Dumnonia was the name of a major Devon and Cornwall state, that had to last past the Saxon taking of Bath and such in five seventy seven, so in that regards it lasted quite long.
So for my money there is no doubt Arthur style figures existed and that Cornwall and Wales, and all sorts of sites in England, like Chester, and such can claim some kind of link with the various figures who inspired the legend. As for that matter, Glastonbury was an Celts site as well, so it can link with the guys, and heroic figures from the myths.
You could say Cornwall, is the last flyer of the flag of the old British kingdoms of southern England, but actually England is a flyer of that flag as well, it is just Cornwall is more so.
Tintagel has appeared in many movies, such as the Kid who would be King, and many repsresentations of King Arthur have mentioned it. Daugthter of Tintagel was also a story written by Fay Sampson. Plus as I say in my fun facts on hillforts page,
Other works about Tintagel include, Arnold Bax and Harriet Cohen's 1917 Work, Tintagel. Also Tennyson visited the site, and referenced the area in his works,
Another thing that intrigues me is the links between Brittany and Cornwall, which may have been especially strong in the Dark Ages, but St Michael's Mount, and Mont Sant Michelle, are the best revealed of how that lasted even into the Medieval era and beyond.

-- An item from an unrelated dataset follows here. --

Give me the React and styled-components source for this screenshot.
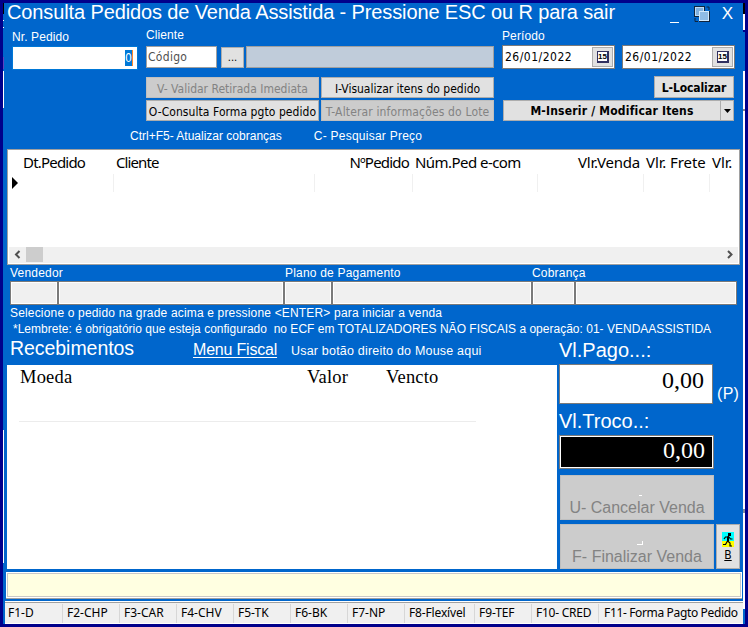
import styled, { createGlobalStyle, css } from "styled-components";

const arial = `"Liberation Sans", Arial, sans-serif`;
const tahoma = `"DejaVu Sans Condensed", "DejaVu Sans", Tahoma, sans-serif`;
const times = `"Liberation Serif", "Times New Roman", serif`;

const blue = "#0066cc";
const navy = "#00008b";

const columns = [
  { label: "Dt.Pedido", width: 93, spacing: -0.8 },
  { label: "Cliente", width: 201, spacing: -0.9 },
  { label: "NºPedido", width: 98, right: true, spacing: -0.8 },
  { label: "Núm.Ped e-com", width: 125 },
  { label: "Vlr.Venda", width: 106, right: true, spacing: -0.2 },
  { label: "Vlr. Frete", width: 66, spacing: -0.1 },
  { label: "Vlr.", width: 29, spacing: -0.1, last: true },
];

const lookups = [
  { label: "Vendedor", width: 274, code: 48 },
  { label: "Plano de Pagamento", width: 248, code: 48, indent: 1 },
  { label: "Cobrança", width: 205, code: 43 },
];

const keys = [
  { label: "F1-D", width: 58, pad: 3 },
  { label: "F2-CHP", width: 57 },
  { label: "F3-CAR", width: 57 },
  { label: "F4-CHV", width: 57 },
  { label: "F5-TK", width: 57 },
  { label: "F6-BK", width: 57 },
  { label: "F7-NP", width: 57 },
  { label: "F8-Flexível", width: 70, spacing: -0.15 },
  { label: "F9-TEF", width: 57, spacing: -0.1 },
  { label: "F10- CRED", width: 67, spacing: -0.25 },
  { label: "F11- Forma Pagto Pedido", width: 142, pad: 5, spacing: -0.35, last: true },
];

function WindowsIcon() {
  return (
    <svg width="16" height="16" viewBox="0 0 16 16">
      <path d="M1 12v3.500h3M12.500 1h2.500v3" fill="none" stroke="#10243c" />
      <rect x="0.5" y="0.5" width="10" height="10" fill="#7fb0de" stroke="#10243c" />
      <rect x="1.500" y="1.500" width="8" height="8" fill="none" stroke="#bcdcf6" />
      <rect x="5" y="5" width="11" height="11" fill="#10243c" />
      <rect x="5.500" y="5.500" width="9" height="9" fill="#8fbce6" stroke="#d2e9fc" />
    </svg>
  );
}

function WalkIcon() {
  return (
    <svg width="12" height="15" viewBox="0 0 12 15">
      <rect width="12" height="9" fill="#00ffff" />
      <rect y="9" width="12" height="6" fill="#ffff00" />
      <rect x="6" y="1" width="3" height="3" fill="#000" />
      <path
        d="M6.500 4L5.500 9L8 11V14H10M5.500 9L3.500 12.500H1M2 7L3.500 5H7L8.500 7H10.500"
        fill="none"
        stroke="#000"
        strokeWidth="1.2"
      />
      <path d="M5 4.500h2v5h-2z" fill="#000" />
    </svg>
  );
}

function DateField({ value }) {
  return (
    <DateBox>
      <span>{value}</span>
      <CalendarButton>
        <CalendarFace>15</CalendarFace>
      </CalendarButton>
    </DateBox>
  );
}

export default function App() {
  return (
    <>
      <Global />
      <Window>
        <LeftEdge />
        <Content>
          <TitleBar>
            <Title>Consulta Pedidos de Venda Assistida - Pressione ESC ou R para sair</Title>
            <TitleActions>
              <Minimize />
              <WindowsIcon />
              <Close>X</Close>
            </TitleActions>
          </TitleBar>

          <Search>
            <OrderColumn>
              <Label>Nr. Pedido</Label>
              <OrderInput>
                <Selected>0</Selected>
              </OrderInput>
            </OrderColumn>

            <ClientColumn>
              <Label $height={20}>Cliente</Label>
              <ClientRow>
                <CodeInput>Código</CodeInput>
                <MoreButton>...</MoreButton>
                <ClientName />
              </ClientRow>
              <ButtonGrid>
                <Button $disabled>V- Validar Retirada Imediata</Button>
                <Button>I-Visualizar itens do pedido</Button>
                <Button $spacing={0.07}>O-Consulta Forma pgto pedido</Button>
                <Button $disabled $spacing={0.15}>T-Alterar informações do Lote</Button>
              </ButtonGrid>
            </ClientColumn>

            <PeriodColumn>
              <Label>Período</Label>
              <Dates>
                <DateField value="26/01/2022" />
                <DateField value="26/01/2022" />
              </Dates>
              <FindButton>L-Localizar</FindButton>
              <SplitButton>
                <span>M-Inserir / Modificar Itens</span>
                <SplitArrow>
                  <svg width="7" height="4" viewBox="0 0 7 4">
                    <path d="M0 0h7L3.500 4z" />
                  </svg>
                </SplitArrow>
              </SplitButton>
            </PeriodColumn>
          </Search>

          <Shortcuts>
            <Shortcut>Ctrl+F5- Atualizar cobranças</Shortcut>
            <Shortcut $spacing={0.25}>C- Pesquisar Preço</Shortcut>
          </Shortcuts>

          <Grid>
            <GridHeader>
              {columns.map((c) => (
                <HeaderCell key={c.label} $width={c.width} $right={c.right} $spacing={c.spacing}>
                  {c.label}
                </HeaderCell>
              ))}
            </GridHeader>
            <GridRow>
              <RowMarker width="6" height="12" viewBox="0 0 6 12">
                <path d="M0 0L6 6L0 12z" />
              </RowMarker>
              {columns.map((c) => (
                <Cell key={c.label} $width={c.width} $last={c.last} />
              ))}
            </GridRow>
            <Scrollbar>
              <svg width="17" height="15" viewBox="0 0 17 15">
                <path d="M10.500 4L7 7.500L10.500 11" fill="none" stroke="#505050" strokeWidth="2" />
              </svg>
              <Thumb />
              <svg width="17" height="15" viewBox="0 0 17 15">
                <path d="M7 4L10.500 7.500L7 11" fill="none" stroke="#505050" strokeWidth="2" />
              </svg>
            </Scrollbar>
          </Grid>

          <Lookups>
            {lookups.map((l) => (
              <Lookup key={l.label} $width={l.width}>
                <LookupLabel $indent={l.indent}>{l.label}</LookupLabel>
                <LookupFields>
                  <LookupField $width={l.code} />
                  <LookupField />
                </LookupFields>
              </Lookup>
            ))}
          </Lookups>

          <Hint>Selecione o pedido na grade acima e pressione &lt;ENTER&gt; para iniciar a venda</Hint>
          <Reminder>
            {"*Lembrete: é obrigatório que esteja configurado  no ECF em TOTALIZADORES NÃO FISCAIS a operação: 01- VENDAASSISTIDA"}
          </Reminder>

          <Bottom>
            <Receipts>
              <ReceiptsHead>
                <Heading>Recebimentos</Heading>
                <FiscalMenu>Menu Fiscal</FiscalMenu>
                <MouseHint>Usar botão direito do Mouse aqui</MouseHint>
              </ReceiptsHead>
              <ReceiptsPanel>
                <ReceiptsColumns>
                  <span>Moeda</span>
                  <span>Valor</span>
                  <span>Vencto</span>
                </ReceiptsColumns>
              </ReceiptsPanel>
            </Receipts>

            <Totals>
              <TotalLabel $height={28} $line={28}>Vl.Pago...:</TotalLabel>
              <PaidRow>
                <Paid>0,00</Paid>
                <PaidFlag>(P)</PaidFlag>
              </PaidRow>
              <TotalLabel $height={31} $line={35}>Vl.Troco..:</TotalLabel>
              <Change>0,00</Change>
              <BigButton>
                <Speck />
                U- Cancelar Venda
              </BigButton>
              <FinishRow>
                <BigButton>
                  <Speck $large />
                  F- Finalizar Venda
                </BigButton>
                <ExitButton>
                  <WalkIcon />
                  <u>B</u>
                </ExitButton>
              </FinishRow>
            </Totals>
          </Bottom>

          <Message />

          <StatusBar>
            {keys.map((k) => (
              <StatusKey
                key={k.label}
                $width={k.width}
                $pad={k.pad}
                $spacing={k.spacing}
                $last={k.last}
              >
                {k.label}
              </StatusKey>
            ))}
          </StatusBar>
        </Content>
        <RightEdge />
      </Window>
    </>
  );
}

const Global = createGlobalStyle`
  * {
    box-sizing: border-box;
  }
  body {
    margin: 0;
    overflow: hidden;
  }
  svg {
    display: block;
    flex: none;
  }
`;

const Window = styled.div`
  width: 748px;
  height: 627px;
  display: flex;
  border: 3px solid ${navy};
  background: ${blue};
  font-family: ${arial};
  font-size: 12px;
  color: #ffffff;
  white-space: pre;
`;

const LeftEdge = styled.div`
  width: 1px;
  background: linear-gradient(
    #000 0 11px, ${blue} 11px 17px, #fff 17px 18px, ${blue} 18px 24px, #fff 24px 25px,
    ${blue} 25px 54px, #6040c0 54px 66px, ${blue} 66px 68px, #fff 68px 105px,
    ${blue} 105px 427px, #fff 427px 560px, ${blue} 560px
  );
`;

const RightEdge = styled.div`
  width: 2px;
  background: linear-gradient(
    #000 0 11px, #fff 11px 27px, ${navy} 27px 29px, ${blue} 29px 68px, #fff 68px 106px,
    #888 106px 108px, #fff 108px 506px, #8090a0 506px 510px, #fff 510px 606px, ${blue} 606px
  );
`;

const Content = styled.div`
  width: 739px;
  display: flex;
  flex-direction: column;
`;

const TitleBar = styled.div`
  height: 21px;
  display: flex;
  justify-content: space-between;
  padding: 0 10px 0 3px;
`;

const Title = styled.div`
  font-size: 20px;
  line-height: 18px;
  letter-spacing: -0.12px;
`;

const TitleActions = styled.div`
  display: flex;
  align-items: center;
`;

const Minimize = styled.div`
  width: 9px;
  height: 1px;
  margin: 17px 15px 0 0;
  background: #ffffff;
`;

const Close = styled.div`
  margin-left: 12px;
  font-size: 17px;
  line-height: 20px;
`;

const Search = styled.div`
  height: 102px;
  display: flex;
  padding-left: 8px;
`;

const Label = styled.div`
  height: ${({ $height = 18 }) => $height}px;
  line-height: 18px;
  letter-spacing: 0.1px;
`;

const OrderColumn = styled.div`
  width: 134px;
  padding-top: 4px;
`;

const OrderInput = styled.div`
  width: 126px;
  height: 24px;
  display: flex;
  justify-content: flex-end;
  padding: 3px 4px;
  border: 1px solid #0078d7;
  background: #ffffff;
`;

const Selected = styled.span`
  width: 8px;
  height: 16px;
  background: #0078d7;
  border-right: 1px solid #ff8728;
  font: 12px/16px ${tahoma};
`;

const ClientColumn = styled.div`
  width: 356px;
  padding-top: 2px;
`;

const ClientRow = styled.div`
  display: flex;
  height: 22px;
`;

const CodeInput = styled.div`
  width: 71px;
  padding-left: 1px;
  border: 1px solid #a0a0a0;
  background: #ffffff;
  color: #505050;
  font: 12px/20px ${tahoma};
  letter-spacing: 0.3px;
`;

const buttonFace = css`
  border: 1px solid #adadad;
  background: #e1e1e1;
  color: #000000;
  text-align: center;
  font-family: ${tahoma};
`;

const MoreButton = styled.div`
  ${buttonFace}
  width: 23px;
  height: 21px;
  margin: 1px 2px 0 4px;
  font-size: 11px;
  line-height: 20px;
`;

const ClientName = styled.div`
  width: 248px;
  border: 1px solid #a0a0a0;
  background: #c0ccda;
`;

const ButtonGrid = styled.div`
  display: grid;
  grid-template-columns: 173px 173px;
  grid-auto-rows: 21px;
  gap: 2px;
  padding-top: 9px;
`;

const Button = styled.div`
  ${buttonFace}
  font-size: 12px;
  line-height: 22px;
  letter-spacing: ${({ $spacing = 0 }) => $spacing}px;
  ${({ $disabled }) =>
    $disabled &&
    css`
      background: #cccccc;
      color: #838383;
      border-color: #bfbfbf;
    `}
`;

const PeriodColumn = styled.div`
  width: 234px;
  padding-top: 3px;
`;

const Dates = styled.div`
  display: flex;
  gap: 7px;
`;

const DateBox = styled.div`
  width: 113px;
  height: 24px;
  display: flex;
  justify-content: space-between;
  padding: 1px 1px 1px 2px;
  border: 1px solid #7a7a7a;
  background: #ffffff;
  color: #000000;
  font: 12px/20px ${tahoma};
  letter-spacing: 0.5px;
`;

const CalendarButton = styled.div`
  width: 21px;
  height: 20px;
  padding: 3px 4px;
  border: 1px solid #adadad;
  background: #e1e1e1;
`;

const CalendarFace = styled.div`
  width: 12px;
  height: 12px;
  border: 1px solid #303060;
  border-width: 1px 2px 2px 1px;
  background: #ffffff;
  font: bold 8px/9px ${arial};
  letter-spacing: 0;
`;

const FindButton = styled.div`
  ${buttonFace}
  width: 80px;
  height: 22px;
  margin: 7px 0 2px 152px;
  font-size: 12px;
  font-weight: bold;
  line-height: 22px;
  letter-spacing: -0.1px;
`;

const SplitButton = styled.div`
  ${buttonFace}
  width: 231px;
  height: 21px;
  margin-left: 1px;
  display: flex;
  font-size: 12px;
  font-weight: bold;
  line-height: 20px;
  letter-spacing: 0.2px;

  span {
    flex: 1;
  }
`;

const SplitArrow = styled.div`
  width: 13px;
  display: flex;
  align-items: center;
  justify-content: center;
  border-left: 1px solid #adadad;
`;

const Shortcuts = styled.div`
  height: 23px;
  display: flex;
  gap: 32px;
  padding-left: 126px;
  line-height: 20px;
`;

const Shortcut = styled.span`
  letter-spacing: ${({ $spacing = 0 }) => $spacing}px;
`;

const Grid = styled.div`
  width: 733px;
  height: 116px;
  margin-left: 3px;
  display: flex;
  flex-direction: column;
  padding: 0 1px;
  border: 1px solid #a0a0a0;
  background: #ffffff;
`;

const GridHeader = styled.div`
  height: 24px;
  display: flex;
  padding-left: 12px;
  color: #000000;
  font: 15px/25px "Noto Sans", ${tahoma};
`;

const HeaderCell = styled.div`
  width: ${({ $width }) => $width}px;
  flex: none;
  padding: 0 4px 0 2px;
  text-align: ${({ $right }) => ($right ? "right" : "left")};
  letter-spacing: ${({ $spacing = -0.55 }) => $spacing}px;
`;

const GridRow = styled.div`
  height: 18px;
  display: flex;
`;

const RowMarker = styled.svg`
  margin: 3px 4px 0 3px;
`;

const Cell = styled.div`
  width: ${({ $width }) => $width}px;
  flex: none;
  margin-left: -1px;
  margin-right: 1px;
  border-right: ${({ $last }) => ($last ? "none" : "1px solid #f0f0f0")};
`;

const Scrollbar = styled.div`
  height: 17px;
  margin-top: auto;
  display: flex;
  background: #f0f0f0;
  border-bottom: 1px solid #ffffff;

  svg:last-child {
    margin-left: auto;
  }
`;

const Thumb = styled.div`
  width: 17px;
  height: 15px;
  background: #cdcdcd;
`;

const Lookups = styled.div`
  display: flex;
  height: 40px;
  padding-left: 6px;
`;

const Lookup = styled.div`
  width: ${({ $width }) => $width}px;
`;

const LookupLabel = styled.div`
  height: 16px;
  padding-left: ${({ $indent = 0 }) => $indent}px;
  line-height: 16px;
  letter-spacing: 0.2px;
`;

const LookupFields = styled.div`
  display: flex;
  height: 24px;
`;

const LookupField = styled.div`
  ${({ $width }) => ($width ? `width: ${$width}px;` : "flex: 1;")}
  border: 1px solid #7a7a7a;
  background: #f0f0f0;
  box-shadow: inset 0 0 0 1px #ffffff;
`;

const Hint = styled.div`
  height: 16px;
  padding-left: 6px;
  line-height: 16px;
  letter-spacing: 0.17px;
`;

const Reminder = styled.div`
  height: 15px;
  padding-left: 9px;
  line-height: 16px;
  letter-spacing: 0.01px;
`;

const Bottom = styled.div`
  height: 233px;
  display: flex;
`;

const Receipts = styled.div`
  width: 555px;
  padding-left: 3px;
`;

const ReceiptsHead = styled.div`
  height: 29px;
  display: flex;
  align-items: baseline;
  padding-left: 3px;
`;

const Heading = styled.div`
  width: 183px;
  font-size: 19.500px;
  line-height: 24px;
  letter-spacing: -0.05px;
`;

const FiscalMenu = styled.div`
  width: 98px;
  font-size: 16px;
  letter-spacing: -0.2px;
  text-decoration: underline;
  text-underline-offset: 2px;
`;

const MouseHint = styled.div`
  font-size: 12.500px;
  letter-spacing: 0.2px;
`;

const ReceiptsPanel = styled.div`
  width: 550px;
  height: 204px;
  padding-left: 12px;
  background: #ffffff;
`;

const ReceiptsColumns = styled.div`
  width: 457px;
  height: 57px;
  display: grid;
  grid-template-columns: 287px 79px auto;
  padding-left: 1px;
  border-bottom: 1px solid #ececec;
  color: #000000;
  font: 18.500px/24px ${times};
  letter-spacing: 0.2px;
`;

const Totals = styled.div`
  width: 182px;
`;

const TotalLabel = styled.div`
  height: ${({ $height }) => $height}px;
  font-size: 20px;
  line-height: ${({ $line }) => $line}px;
`;

const PaidRow = styled.div`
  display: flex;
`;

const Paid = styled.div`
  width: 154px;
  height: 40px;
  padding-right: 8px;
  border: 1px solid #7a7a7a;
  background: #ffffff;
  color: #000000;
  text-align: right;
  font: 24px/31px ${times};
`;

const PaidFlag = styled.div`
  margin-left: 4px;
  padding-top: 20px;
  font-size: 16px;
  line-height: 20px;
  letter-spacing: 0.3px;
`;

const Change = styled.div`
  width: 155px;
  height: 34px;
  margin-bottom: 6px;
  padding-right: 8px;
  border: 1px solid #7a7a7a;
  box-shadow: inset 0 0 0 1px #ffffff;
  background: #000000;
  text-align: right;
  font: 24px/29px ${times};
`;

const BigButton = styled.div`
  width: 154px;
  height: 45px;
  margin-left: 1px;
  display: flex;
  flex-direction: column;
  align-items: center;
  justify-content: flex-end;
  border: 1px solid #bfbfbf;
  background: #cccccc;
  color: #838383;
  font-size: 16px;
  line-height: 22px;
`;

const Speck = styled.i`
  width: ${({ $large }) => ($large ? 6 : 3)}px;
  height: ${({ $large }) => ($large ? 4 : 1)}px;
  margin: 0 0 1px 6px;
  border-right: 1px solid #ffffff;
  border-bottom: 1px solid #ffffff;
`;

const FinishRow = styled.div`
  display: flex;
  gap: 2px;
  margin-top: 4px;
`;

const ExitButton = styled.div`
  ${buttonFace}
  width: 24px;
  height: 45px;
  display: flex;
  flex-direction: column;
  align-items: center;
  padding-top: 7px;
  font-size: 12px;
  line-height: 16px;
`;

const Message = styled.div`
  width: 736px;
  height: 26px;
  margin: 3px 0 3px 2px;
  border: 1px solid #ffffff;
  box-shadow: inset 0 0 0 1px #c8c8c8, 0 1px 0 #a0a0a0;
  background: #ffffe1;
`;

const StatusBar = styled.div`
  width: 738px;
  height: 23px;
  display: flex;
  padding-top: 2px;
  margin-left: 1px;
  border-top: 1px solid #ffffff;
  border-bottom: 1px solid #ffffff;
  box-shadow: inset 0 1px 0 #a0a0a0;
  background: #f0f0f0;
  color: #000000;
  font: 12px/18px "Noto Sans", ${tahoma};
`;

const StatusKey = styled.div`
  width: ${({ $width }) => $width}px;
  flex: none;
  padding-left: ${({ $pad = 4 }) => $pad}px;
  border-right: ${({ $last }) => ($last ? "none" : "1px solid #d7d7d7")};
  letter-spacing: ${({ $spacing = 0 }) => $spacing}px;
`;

So the fact is that the village of Tintagel, Cornwall, is a place that really goes into the King Arthur story as well, with Tintagel shops, selling lots if things related to it for tourists. The King Arthur Statue, Tintagel, has, really helps that, as well .I myself enjoyed crossing the bridge over the steep drop separating the mainland from the islet where the hillfort was, looking off the drop below, and seeing the statue there on that large rock of a isle. Having taken part in one, I can also very much, muitos as the Portuguese say, confirm the walks in Tintagel are nice as well.